Fransa İçişleri Bakanı Christophe Castaner, ülke genelinde düzenlenen yaklaşık bin 600 gösteriye, 106 bin kişinin katıldığını kaydetti.
Fransız polisinin şiddeti tüm dünyada tepki toplarken, Avrupa Birliği, yaşananlara karşı sessiz kaldı.
Protestocuların sesini en çok duyurabildiği alan ise sosyal medya oldu.
Yükselen tansiyon Macron’un popülaritesini düşürdü
Protestoların ardından Fransa merkezli Journal du Dimanche (JDD) dergisinde yayımlanan ve yaklaşık 2 bin kişinin katılımıyla gerçekleşen ankete göre, Macron’un popülaritesi yüzde 25’e düştü. 2018’in Ekim ayında bu sayı yüzde 29’du.

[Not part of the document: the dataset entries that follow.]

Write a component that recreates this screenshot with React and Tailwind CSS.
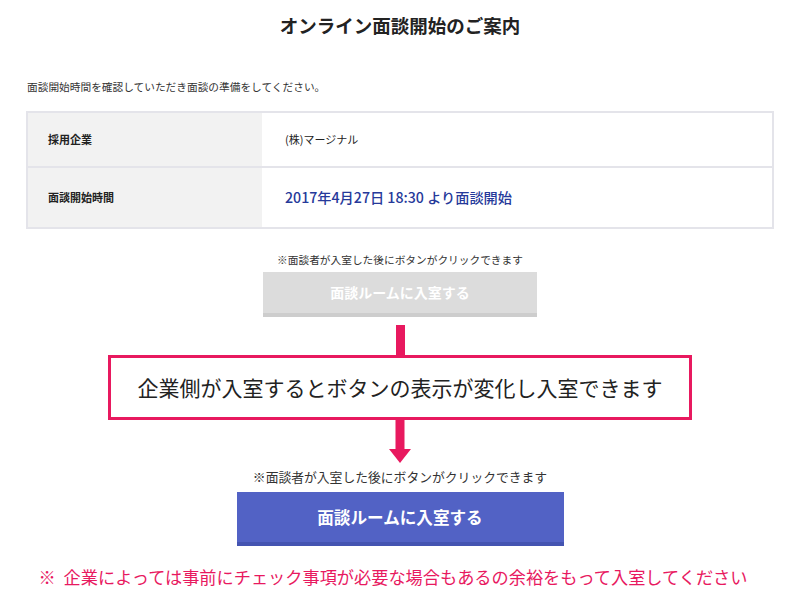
export default function App() {
  const font = { fontFamily: '"Noto Sans CJK JP", "Noto Sans", sans-serif' };
  return (
    <div className="w-[800px] h-[600px] bg-white flex flex-col items-center text-[#222]" style={font}>
      <h1 className="mt-[12px] text-[18.5px] leading-[26px] font-bold text-[#222]">オンライン面談開始のご案内</h1>
      <p className="mt-[41px] self-start ml-[27px] text-[10.7px] leading-[16px] text-[#333]">
        面談開始時間を確認していただき面談の準備をしてください。
      </p>
      <div className="mt-[16px] w-[748px] border-2 border-[#e4e4ea] flex flex-col">
        <div className="flex h-[55px] border-b-2 border-[#e4e4ea]">
          <div className="w-[234px] bg-[#f2f2f2] flex items-center pl-[20px] text-[11px] font-bold">採用企業</div>
          <div className="flex-1 flex items-center pl-[23px] text-[11px]">(株)マージナル</div>
        </div>
        <div className="flex h-[59px]">
          <div className="w-[234px] bg-[#f2f2f2] flex items-center pl-[20px] text-[11px] font-bold">面談開始時間</div>
          <div className="flex-1 flex items-center pl-[23px] text-[14.2px] font-medium text-[#26399a]">
            2017年4月27日 18:30 より面談開始
          </div>
        </div>
      </div>
      <p className="mt-[23px] text-[10.7px] leading-[16px] text-[#333]">※面談者が入室した後にボタンがクリックできます</p>
      <div className="mt-[4px] w-[274px] h-[45px] bg-[#dcdcdc] border-b-4 border-[#cdcdcd] flex items-center justify-center text-white text-[14px] font-bold">
        面談ルームに入室する
      </div>
      <div className="mt-[8px] w-[9px] h-[30px] bg-[#e8195f]" />
      <div className="w-[584px] h-[65px] border-[3px] border-[#e8195f] flex items-center justify-center text-[21px] text-[#222]">
        企業側が入室するとボタンの表示が変化し入室できます
      </div>
      <svg width="22" height="43" viewBox="0 0 22 43" className="block">
        <rect x="6.5" y="0" width="9" height="30" fill="#e8195f" />
        <polygon points="0,29 22,29 11,43" fill="#e8195f" />
      </svg>
      <p className="mt-[5px] text-[12.8px] leading-[18px] text-[#333]">※面談者が入室した後にボタンがクリックできます</p>
      <div className="mt-[6px] w-[327px] h-[54px] bg-[#5262c5] border-b-4 border-[#4454b1] flex items-center justify-center text-white text-[16.6px] font-bold">
        面談ルームに入室する
      </div>
      <p className="mt-[19px] ml-[-14px] text-[17.2px] leading-[24px] text-[#e8195f]">
        <span className="mr-[4px]">※</span> 企業によっては事前にチェック事項が必要な場合もあるの余裕をもって入室してください
      </p>
    </div>
  );
}
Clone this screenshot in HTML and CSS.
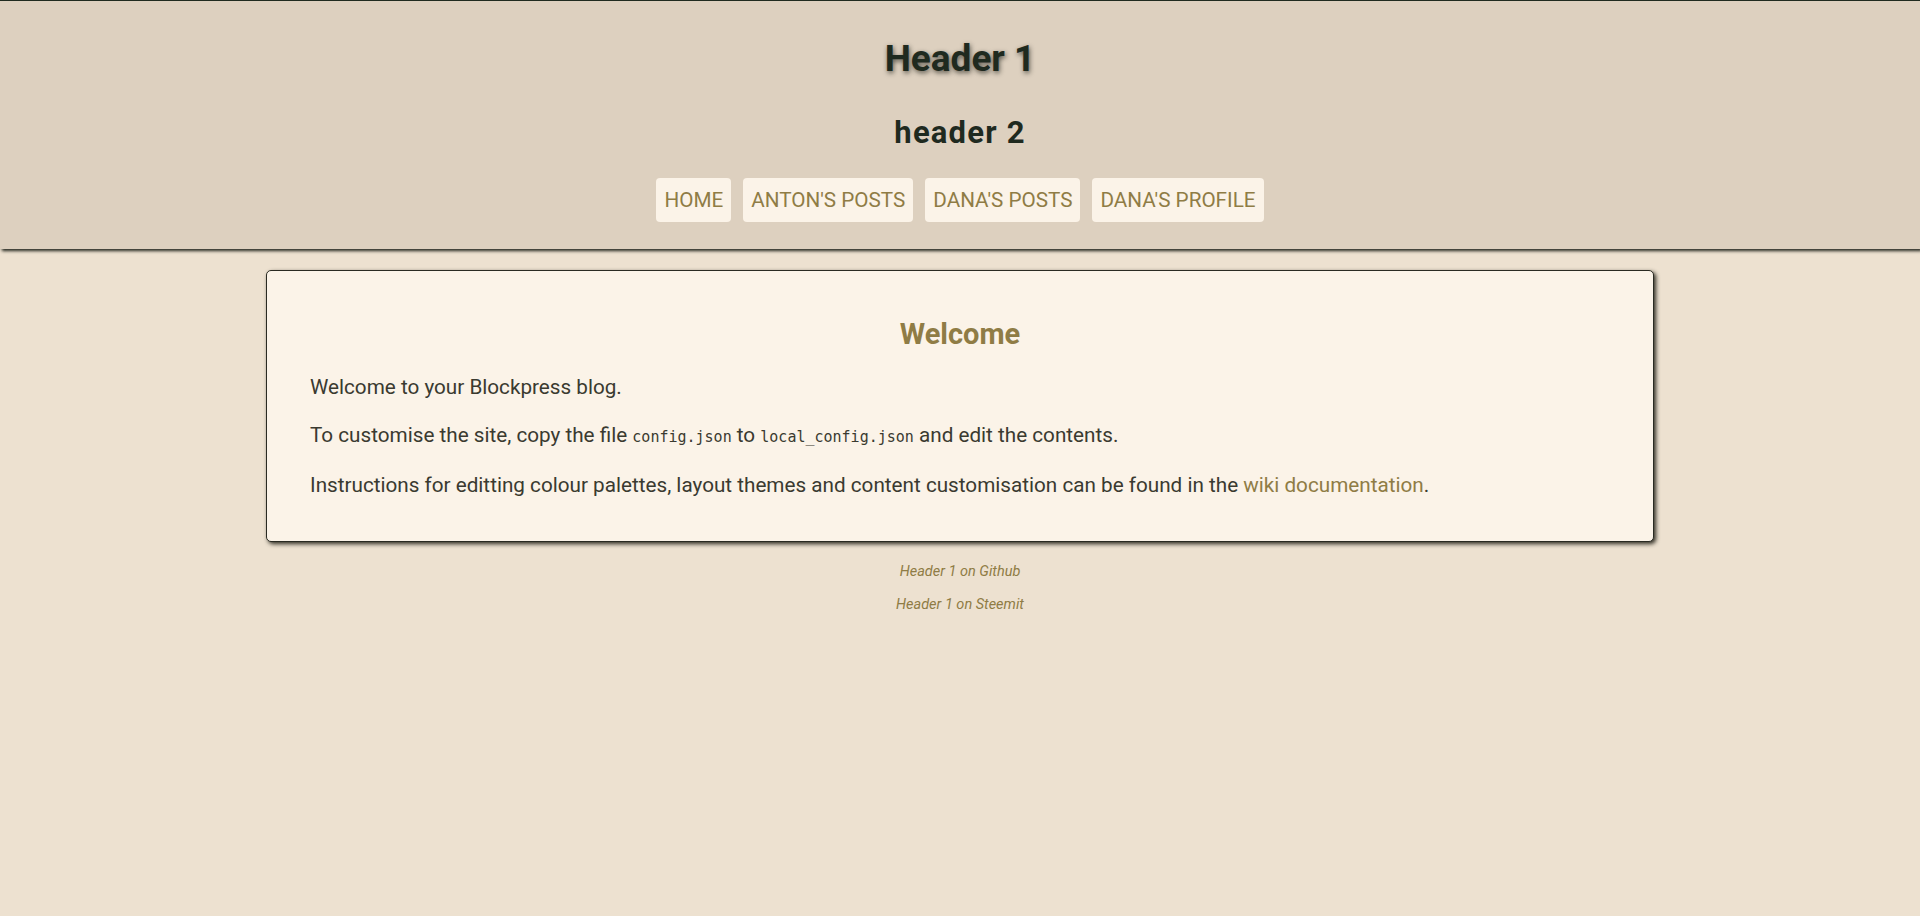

Odoxa araştırma şirketinin anketine göre ise Fransızların yüzde 84’ü, hükümetin akaryakıta ek vergi koymasını protesto eden “Sarı Yeleklilere” destek verdi.
Ankete göre, Fransızların 3’te 2’si Cumhurbaşkanı Emmanuel Macron’un çevre, iklim değişikliği ve protestolara dair açıklamalarını dinledi ancak dinleyenlerin yüzde 78’i konuşmayı ikna edici bulmadı.
Fransa’daki protestoların simgesi haline gelen sarı yelek, kısa sürede uluslararası bir simgeye dönüştü ve dünyanın farklı bölgelerindeki protestolarda kullanıldı.
Fransa tarihinin en büyük grevi
Görevinin 3’üncü yılındaki Macron, şuan Fransa tarihinin en büyük greviyle yüzleşiyor.
Macron yönetiminin emeklilik reformunu protesto eden binlerce kişi iş bıraktı, meydanlara indi. Başkent Paris başta olmak ve birçok kentte protestolar şiddete dönüştü. 70’in üzerinde kişi gözaltına alındı.
Grev nedeniyle demiryolu, havayolu, otobüs ve metro çalışanları süresiz iş bıraktı.
Sağlık ve eğitim sektörü çalışanları, polisler, avukatlar, postane çalışanları, taksi ve nakliye şoförleri dahil pek çok iş kolu da greve katıldı.
Sarı yeleklilerin de katıldığı gösteriler nedeniyle Eyfel Kulesi yeniden kapatıldı.